--- begin ---

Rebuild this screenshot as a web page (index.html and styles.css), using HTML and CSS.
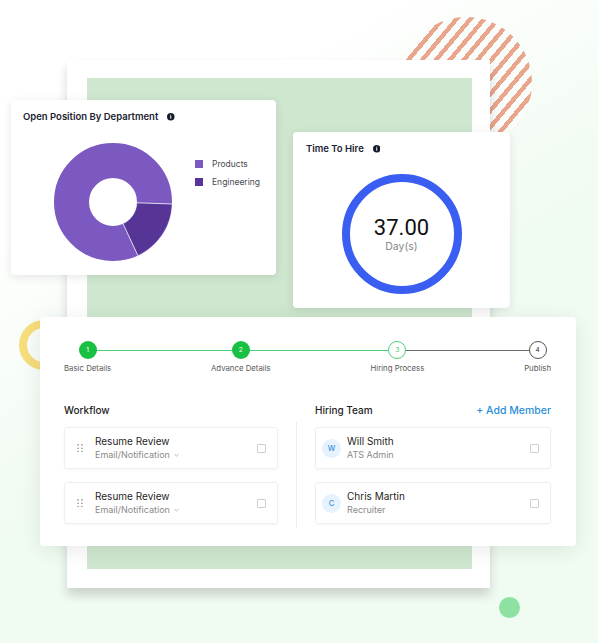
FILE: index.html
```html
<!DOCTYPE html>
<html>
<head>
<meta charset="utf-8">
<link rel="stylesheet" href="styles.css">
</head>
<body>
<div class="scene">
  <div class="stripes"></div>
  <div class="ring-yellow"></div>
  <div class="dot-green"></div>
  <div class="back-panel"><div class="back-green"></div></div>

  <section class="card card-dept">
    <h3 class="card-title">Open Position By Department
      <svg class="info" viewBox="0 0 10 10"><circle cx="5" cy="5" r="5" fill="#131a2c"/><circle cx="5" cy="2.8" r="0.75" fill="#fff"/><rect x="4.35" y="4.1" width="1.3" height="3.6" rx="0.4" fill="#fff"/></svg>
    </h3>
    <div class="dept-body">
      <svg class="donut" viewBox="0 0 120 120">
        <circle cx="60" cy="60" r="41.5" fill="none" stroke="#7b59c1" stroke-width="35"/>
        <circle cx="60" cy="60" r="41.5" fill="none" stroke="#563596" stroke-width="34" stroke-dasharray="45.6 215.2" stroke-dashoffset="-1.4"/>
        <line x1="84" y1="60.8" x2="119.5" y2="62" stroke="#fff" stroke-width="0.8"/>
        <line x1="70.1" y1="81.8" x2="84.9" y2="113.6" stroke="#fff" stroke-width="0.8"/>
      </svg>
      <ul class="legend">
        <li><span class="swatch sw-products"></span>Products</li>
        <li><span class="swatch sw-eng"></span>Engineering</li>
      </ul>
    </div>
  </section>

  <section class="card card-time">
    <h3 class="card-title">Time To Hire
      <svg class="info" viewBox="0 0 10 10"><circle cx="5" cy="5" r="5" fill="#131a2c"/><circle cx="5" cy="2.8" r="0.75" fill="#fff"/><rect x="4.35" y="4.1" width="1.3" height="3.6" rx="0.4" fill="#fff"/></svg>
    </h3>
    <div class="time-ring">
      <div class="time-value">37.00</div>
      <div class="time-unit">Day(s)</div>
    </div>
  </section>

  <section class="card card-main">
    <div class="stepper">
      <div class="track"></div>
      <div class="step done"><span class="step-dot">1</span><span class="step-label">Basic Details</span></div>
      <div class="step done"><span class="step-dot">2</span><span class="step-label">Advance Details</span></div>
      <div class="step current"><span class="step-dot">3</span><span class="step-label">Hiring Process</span></div>
      <div class="step todo"><span class="step-dot">4</span><span class="step-label">Publish</span></div>
    </div>

    <div class="columns">
      <div class="col col-left">
        <div class="col-head"><span>Workflow</span></div>
        <div class="row">
          <svg class="handle" viewBox="0 0 6 9"><circle cx="1" cy="1" r="0.9"/><circle cx="5" cy="1" r="0.9"/><circle cx="1" cy="4.5" r="0.9"/><circle cx="5" cy="4.5" r="0.9"/><circle cx="1" cy="8" r="0.9"/><circle cx="5" cy="8" r="0.9"/></svg>
          <div class="row-text">
            <div class="row-title">Resume Review</div>
            <div class="row-sub">Email/Notification <svg class="chev" viewBox="0 0 6 4"><polyline points="0.5,0.8 3,3.2 5.5,0.8"/></svg></div>
          </div>
          <span class="check"></span>
        </div>
        <div class="row">
          <svg class="handle" viewBox="0 0 6 9"><circle cx="1" cy="1" r="0.9"/><circle cx="5" cy="1" r="0.9"/><circle cx="1" cy="4.5" r="0.9"/><circle cx="5" cy="4.5" r="0.9"/><circle cx="1" cy="8" r="0.9"/><circle cx="5" cy="8" r="0.9"/></svg>
          <div class="row-text">
            <div class="row-title">Resume Review</div>
            <div class="row-sub">Email/Notification <svg class="chev" viewBox="0 0 6 4"><polyline points="0.5,0.8 3,3.2 5.5,0.8"/></svg></div>
          </div>
          <span class="check"></span>
        </div>
      </div>

      <div class="divider"></div>

      <div class="col col-right">
        <div class="col-head"><span>Hiring Team</span><span class="add">+ Add Member</span></div>
        <div class="row row-member">
          <span class="avatar">W</span>
          <div class="row-text">
            <div class="row-title">Will Smith</div>
            <div class="row-sub">ATS Admin</div>
          </div>
          <span class="check"></span>
        </div>
        <div class="row row-member">
          <span class="avatar">C</span>
          <div class="row-text">
            <div class="row-title">Chris Martin</div>
            <div class="row-sub">Recruiter</div>
          </div>
          <span class="check"></span>
        </div>
      </div>
    </div>
  </section>
</div>
</body>
</html>
```

FILE: styles.css
```css
* { box-sizing: border-box; }
html, body { margin: 0; padding: 0; }
body {
  width: 598px;
  height: 643px;
  overflow: hidden;
  font-family: "Inter", "Open Sans", sans-serif;
  color: #1f2430;
}
.scene {
  position: relative;
  width: 598px;
  height: 643px;
  background: linear-gradient(150deg, #ffffff 0%, #ffffff 22%, #f0fbf1 55%, #f0fbf1 100%);
}

/* decorations */
.stripes {
  position: absolute;
  left: 400px;
  top: 17px;
  width: 132px;
  height: 132px;
  border-radius: 50%;
  background: repeating-linear-gradient(130deg, #eaa68c 0 4.4px, #fafdfa 4.4px 10.6px);
}
.ring-yellow {
  position: absolute;
  left: 19px;
  top: 320px;
  width: 50px;
  height: 50px;
  border-radius: 50%;
  border: 8px solid #f6de7c;
}
.dot-green {
  position: absolute;
  left: 499px;
  top: 597px;
  width: 21px;
  height: 21px;
  border-radius: 50%;
  background: #8ee2a1;
}
.back-panel {
  position: absolute;
  left: 67px;
  top: 60px;
  width: 423px;
  height: 528px;
  background: #ffffff;
  padding: 18px 18px 19px 20px;
  box-shadow: 0 7px 10px rgba(0, 0, 0, 0.16);
}
.back-green {
  width: 100%;
  height: 100%;
  background: #cfe7cf;
}

/* cards */
.card {
  position: absolute;
  background: #ffffff;
  border-radius: 4px;
  box-shadow: 0 2px 10px rgba(0, 0, 0, 0.10);
}
.card-title {
  margin: 0;
  display: flex;
  align-items: center;
  gap: 9px;
  font-size: 9.5px;
  line-height: 12px;
  font-weight: 600;
  color: #1b2232;
}
.info { width: 7.5px; height: 7.5px; }

.card-dept {
  left: 11px;
  top: 100px;
  width: 265px;
  height: 175px;
  padding: 11px 12px;
}
.dept-body {
  display: flex;
  align-items: flex-start;
  margin-top: 19px;
  margin-left: 30px;
}
.donut { width: 120px; height: 120px; display: block; }
.legend {
  list-style: none;
  margin: 17px 0 0 22px;
  padding: 0;
}
.legend li {
  display: flex;
  align-items: center;
  gap: 9px;
  font-size: 8.5px;
  line-height: 10px;
  color: #4a4a52;
  margin-bottom: 8px;
}
.swatch { width: 8px; height: 8px; display: inline-block; }
.sw-products { background: #7b59c1; }
.sw-eng { background: #563596; }

.card-time {
  left: 293px;
  top: 132px;
  width: 217px;
  height: 176px;
  padding: 11px 13px;
}
.time-ring {
  width: 120px;
  height: 120px;
  margin: 19px auto 0;
  border-radius: 50%;
  border: 8px solid #3a5df2;
  display: flex;
  flex-direction: column;
  align-items: center;
  justify-content: center;
  padding-top: 2px;
}
.time-value {
  font-family: "Roboto", "Liberation Sans", sans-serif;
  font-size: 22px;
  line-height: 24px;
  color: #111;
}
.time-unit {
  font-size: 10.5px;
  line-height: 14px;
  color: #888;
}

/* main card */
.card-main {
  left: 40px;
  top: 317px;
  width: 536px;
  height: 229px;
  padding: 24px 25px 22px 24px;
  box-shadow: 0 4px 22px rgba(0, 0, 0, 0.09);
}
.stepper {
  position: relative;
  display: flex;
  justify-content: space-between;
}
.track {
  position: absolute;
  top: 9px;
  left: 22px;
  right: 15px;
  height: 1px;
  background: linear-gradient(to right, #4dcf76 0%, #4dcf76 70%, #6a6a6a 70%, #6a6a6a 100%);
}
.step {
  position: relative;
  display: flex;
  flex-direction: column;
  align-items: center;
}
.step-dot {
  width: 18px;
  height: 18px;
  border-radius: 50%;
  display: flex;
  align-items: center;
  justify-content: center;
  font-size: 6.5px;
  background: #fff;
}
.step.done .step-dot { background: #19c143; color: #fff; }
.step.current .step-dot { border: 1px solid #4fcf78; color: #3fbf68; }
.step.todo .step-dot { border: 1px solid #555; color: #333; }
.step-label {
  margin-top: 4px;
  font-size: 7.8px;
  line-height: 10px;
  color: #5a5a5a;
  white-space: nowrap;
}

.columns {
  display: flex;
  margin-top: 30px;
}
.col-left { width: 214px; }
.col-right { flex: 1; }
.divider {
  width: 1px;
  height: 106px;
  margin: 19px 18px 0 18px;
  background: #eeeeee;
}
.col-head {
  display: flex;
  justify-content: space-between;
  align-items: center;
  height: 14px;
  margin-bottom: 10px;
  font-size: 10px;
  font-weight: 500;
  color: #1e1e24;
}
.add { color: #2c8fd8; font-size: 10.5px; }
.row {
  height: 42px;
  border: 1px solid #efefef;
  border-radius: 3px;
  box-shadow: 0 1px 3px rgba(0, 0, 0, 0.04);
  display: flex;
  align-items: center;
  padding: 0 11px 0 12px;
  margin-bottom: 13px;
}
.row:last-child { margin-bottom: 0; }
.handle { width: 6px; height: 8.5px; fill: #9a9a9a; margin-right: 12px; }
.row-text { flex: 1; }
.row-title {
  font-size: 10px;
  line-height: 13px;
  color: #1e1e24;
}
.row-sub {
  font-size: 9px;
  line-height: 13px;
  color: #8a8a8a;
  display: flex;
  align-items: center;
  gap: 4px;
}
.chev { width: 5px; height: 4px; fill: none; stroke: #999; stroke-width: 0.8; }
.check {
  width: 9px;
  height: 9px;
  border: 1px solid #cfcfcf;
  border-radius: 1px;
}
.row-member { padding-left: 6px; padding-right: 11px; }
.avatar {
  width: 19px;
  height: 19px;
  border-radius: 50%;
  background: #e6f2fd;
  color: #3c8fd7;
  font-size: 7.5px;
  font-weight: 500;
  display: flex;
  align-items: center;
  justify-content: center;
  margin-right: 6px;
}
```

--- end ---

Using the listing above, pick out each line that contains the word "styles", then copy it.

Task solution:
Rebuild this screenshot as a web page (index.html and styles.css), using HTML and CSS.
<link rel="stylesheet" href="styles.css">
FILE: styles.css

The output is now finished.